Actually, I'm gonna go through the documentation myself anyway, so don't sweat the docs right now. I'm also an attorney, so I'm big on being specific about language. :-) One thing that I want to at least talk about is the fact that you've embedded the XML in the testing structure, which makes it very difficult to verify that we are parsing the correct data. With external files that have been generated by hitting the endpoint, we can write a separate test (though I hadn't yet done so) to validate that all of the output from the BGG API hasn't changed format (and frankly, it's not a super consistent API, so the possibility of that getting effed up seems relatively high to me). What are your thoughts on that? |
I am absolutely horrible with english, which is sad since it is my native language. So I will not take it hard if you want to completely change things. I agree that the BGG XML API is not consistent (date has been handle three different ways so far... grrr). The reason I pulled the xml files out, and put them into the tests is for a few reasons:
Look at it this way, our code is written to certain expectations, if those expectations change then the code has to change. The unit tests are testing those expectations, so those would also need to change. I like your idea of testing the BGG XML API, but to make that worthwhile we would need to be running that on a continual situation. To me that is a separate app to test our expectations. with my two cents said, I am open to discussing it further ;) |
Well, I wouldn't call any of this stress testing; more like "we handle the fact that the XML returned from the API isn't pretty." I would be way more comfortable if we had basic validation that the API works on real data, and then testing the fields from the embedded XML as you've done. |
So more of an integration test. I could generate a full set of data (maxed out fields and request) that has a couple of records. Then verify all the calls do not contain nil.

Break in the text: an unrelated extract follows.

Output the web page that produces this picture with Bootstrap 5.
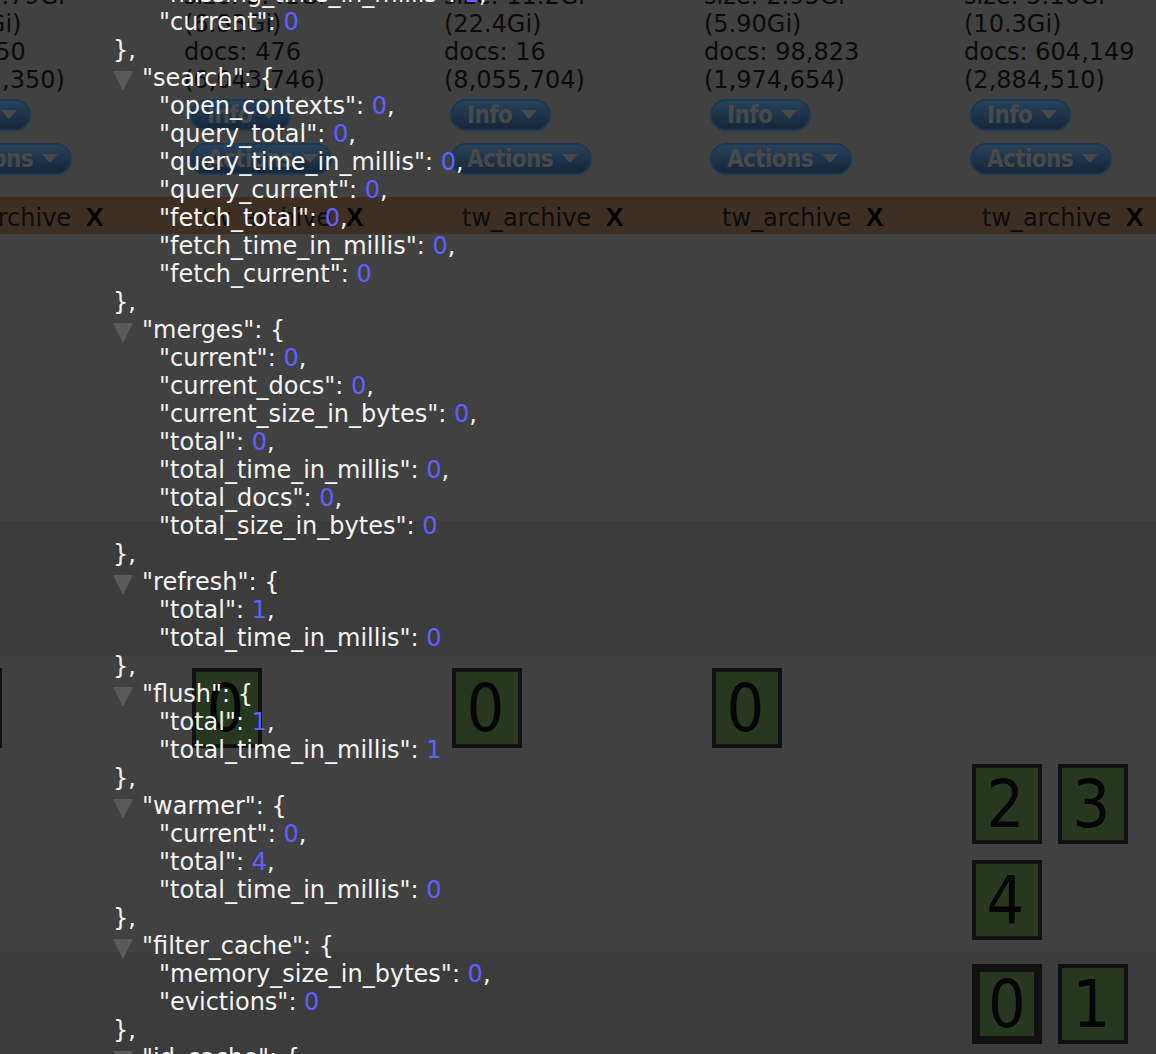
<!DOCTYPE html>
<html lang="en">
<head>
<meta charset="utf-8">
<title>Cluster overview</title>
<link rel="stylesheet" href="https://cdn.jsdelivr.net/npm/bootstrap@5.3.0/dist/css/bootstrap.min.css">
<style>
html,body{height:1054px;overflow:hidden}
body{background:#414141;font-family:"DejaVu Sans",sans-serif;font-size:24px;line-height:28px;color:#0c0c0c;position:relative}
.sheet{margin-left:-76px;margin-top:-18px;width:1400px}
.cols{display:flex}
.cols>div{flex:0 0 260px;width:260px}
.band-top{height:215px}
.info-text{white-space:nowrap}
.pill{display:block;width:max-content;margin:0 0 12px 6px;height:32px;padding:0 12px 0 15px;border:2px solid #1d3850;border-radius:16px;background:linear-gradient(#27425b,#162739);color:#494949;font:700 24px/27px "DejaVu Sans Condensed","DejaVu Sans",sans-serif;letter-spacing:-.6px}
.pill-first{margin-top:5px}
.pill:hover,.pill:active{background:linear-gradient(#27425b,#162739);color:#494949;border-color:#1d3850}
.pill::after{margin-left:9px;vertical-align:4px;border-top:9px solid #494949;border-left:8px solid transparent;border-right:8px solid transparent;border-bottom:0}
.band-index{background:#3e2f24;height:37px;line-height:41px}
.band-index .nm{padding-left:18px;display:inline-block;width:162px}
.band-index b{font-family:"Liberation Sans",sans-serif;font-weight:700;font-size:26px;color:#000}
.gap-a{height:287px}
.band-dim{height:135px;background:#3c3c3c}
.band-boxes{height:296px;background:#414141;padding-top:12px}
.band-last{height:120px;background:#3c3c3c;padding-top:12px}
.shard-grid{width:172px}
.shard{width:70px;height:80px;border:4px solid #111;background:#283720;font-family:"DejaVu Sans Condensed","DejaVu Sans",sans-serif;font-size:66px;line-height:74px;text-align:center;color:#050505;margin:0 8px 16px 8px;padding-right:3px;flex:none}
.shard-main{border-width:8px;line-height:66px;padding-right:0}
.json{position:absolute;left:0;top:-20px;z-index:5;color:#f4f4f4;font-size:24px;line-height:28px}
.json .ln{height:28px;white-space:pre}
.json .l1{padding-left:113px}
.json .l2{padding-left:159px}
.json i{font-style:normal;color:#6060ff}
.tri{display:inline-block;width:0;height:0;border-top:20px solid #5a5a5a;border-left:10px solid transparent;border-right:10px solid transparent;margin-right:9px;vertical-align:-5px}
</style>
</head>
<body>
<main class="sheet">
  <section class="cols band-top">
    <div class="info-text">size: 1.79Gi<br>(3.58Gi)<br>docs: 50<br>(1,387,350)<button class="btn pill pill-first dropdown-toggle">Info</button><button class="btn pill dropdown-toggle">Actions</button></div>
    <div class="info-text">size: 3.41Gi<br>(6.83Gi)<br>docs: 476<br>(6,043,746)<button class="btn pill pill-first dropdown-toggle">Info</button><button class="btn pill dropdown-toggle">Actions</button></div>
    <div class="info-text">size: 11.2Gi<br>(22.4Gi)<br>docs: 16<br>(8,055,704)<button class="btn pill pill-first dropdown-toggle">Info</button><button class="btn pill dropdown-toggle">Actions</button></div>
    <div class="info-text">size: 2.95Gi<br>(5.90Gi)<br>docs: 98,823<br>(1,974,654)<button class="btn pill pill-first dropdown-toggle">Info</button><button class="btn pill dropdown-toggle">Actions</button></div>
    <div class="info-text">size: 5.16Gi<br>(10.3Gi)<br>docs: 604,149<br>(2,884,510)<button class="btn pill pill-first dropdown-toggle">Info</button><button class="btn pill dropdown-toggle">Actions</button></div>
  </section>
  <section class="cols band-index">
    <div><span class="nm">tw_archive</span><b>X</b></div>
    <div><span class="nm">tw_archive</span><b>X</b></div>
    <div><span class="nm">tw_archive</span><b>X</b></div>
    <div><span class="nm">tw_archive</span><b>X</b></div>
    <div><span class="nm">tw_archive</span><b>X</b></div>
  </section>
  <section class="gap-a"></section>
  <section class="band-dim"></section>
  <section class="cols band-boxes">
    <div><div class="shard">0</div></div>
    <div><div class="shard">0</div></div>
    <div><div class="shard">0</div></div>
    <div><div class="shard">0</div></div>
    <div class="pt-5 mt-5"><div class="d-flex flex-wrap shard-grid"><div class="shard">2</div><div class="shard">3</div><div class="shard">4</div></div></div>
  </section>
  <section class="cols band-last">
    <div></div><div></div><div></div><div></div>
    <div><div class="d-flex flex-wrap shard-grid"><div class="shard shard-main">0</div><div class="shard">1</div></div></div>
  </section>
</main>
<div class="json">
<div class="ln l2">"missing_time_in_millis": <i>1</i>,</div>
<div class="ln l2">"current": <i>0</i></div>
<div class="ln l1">},</div>
<div class="ln l1"><span class="tri"></span>"search": {</div>
<div class="ln l2">"open_contexts": <i>0</i>,</div>
<div class="ln l2">"query_total": <i>0</i>,</div>
<div class="ln l2">"query_time_in_millis": <i>0</i>,</div>
<div class="ln l2">"query_current": <i>0</i>,</div>
<div class="ln l2">"fetch_total": <i>0</i>,</div>
<div class="ln l2">"fetch_time_in_millis": <i>0</i>,</div>
<div class="ln l2">"fetch_current": <i>0</i></div>
<div class="ln l1">},</div>
<div class="ln l1"><span class="tri"></span>"merges": {</div>
<div class="ln l2">"current": <i>0</i>,</div>
<div class="ln l2">"current_docs": <i>0</i>,</div>
<div class="ln l2">"current_size_in_bytes": <i>0</i>,</div>
<div class="ln l2">"total": <i>0</i>,</div>
<div class="ln l2">"total_time_in_millis": <i>0</i>,</div>
<div class="ln l2">"total_docs": <i>0</i>,</div>
<div class="ln l2">"total_size_in_bytes": <i>0</i></div>
<div class="ln l1">},</div>
<div class="ln l1"><span class="tri"></span>"refresh": {</div>
<div class="ln l2">"total": <i>1</i>,</div>
<div class="ln l2">"total_time_in_millis": <i>0</i></div>
<div class="ln l1">},</div>
<div class="ln l1"><span class="tri"></span>"flush": {</div>
<div class="ln l2">"total": <i>1</i>,</div>
<div class="ln l2">"total_time_in_millis": <i>1</i></div>
<div class="ln l1">},</div>
<div class="ln l1"><span class="tri"></span>"warmer": {</div>
<div class="ln l2">"current": <i>0</i>,</div>
<div class="ln l2">"total": <i>4</i>,</div>
<div class="ln l2">"total_time_in_millis": <i>0</i></div>
<div class="ln l1">},</div>
<div class="ln l1"><span class="tri"></span>"filter_cache": {</div>
<div class="ln l2">"memory_size_in_bytes": <i>0</i>,</div>
<div class="ln l2">"evictions": <i>0</i></div>
<div class="ln l1">},</div>
<div class="ln l1"><span class="tri"></span>"id_cache": {</div>
</div>
<script src="https://cdn.jsdelivr.net/npm/bootstrap@5.3.0/dist/js/bootstrap.bundle.min.js"></script>
</body>
</html>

This should test everything without having to worry about what is being matched, as that is being handled by the unit tests. This way we could always generate a new set of data off the API and verify none of our expectations has changed. That sound good? |
Yeah, I think that would be fine. |
Ok, merged in master and added sample data for collection. If this is good and you merge, will then go and merge into my other pull request for "search" as I am sure there will be merge conflicts. |
Ok, apologies for the delay. Looking at this right now. |
Ok, so the only thing that's weird to me is that you have a merge commit in this PR. There really shouldn't be merge commits. The PRs should be the only thing creating merge commits. Github doesn't show this as having made any modifications for the merge commit, so I'll merge it, but please use rebase in the future. That should minimize the codebase turbulence and also make it easier for you to combine your new commits. |
Rework the Collection infrastructure.
I will have to learn how to use rebase for that :) This is my first time contributing to a forked item. Have always worked in primary repository. Thanks! |
Yeah, 99.9999% of the time, you want to use rebase. |
Also, my comment there really even applies for when you're working on a single repository that isn't a fork. rebase is always the better operation (because it never rewrites/changes the old sequence of commits in any way). |
I almost always do a git pull --rebase, which I think is the same? |
Well, git pull is a compound command, consisting of a fetch and then a merge (the default) or a rebase (the way you've used it there). So yeah, that should basically always be ok, as long as the branch name is the same on origin as the one you're on. |
This should be everything for the collection request, including documentation.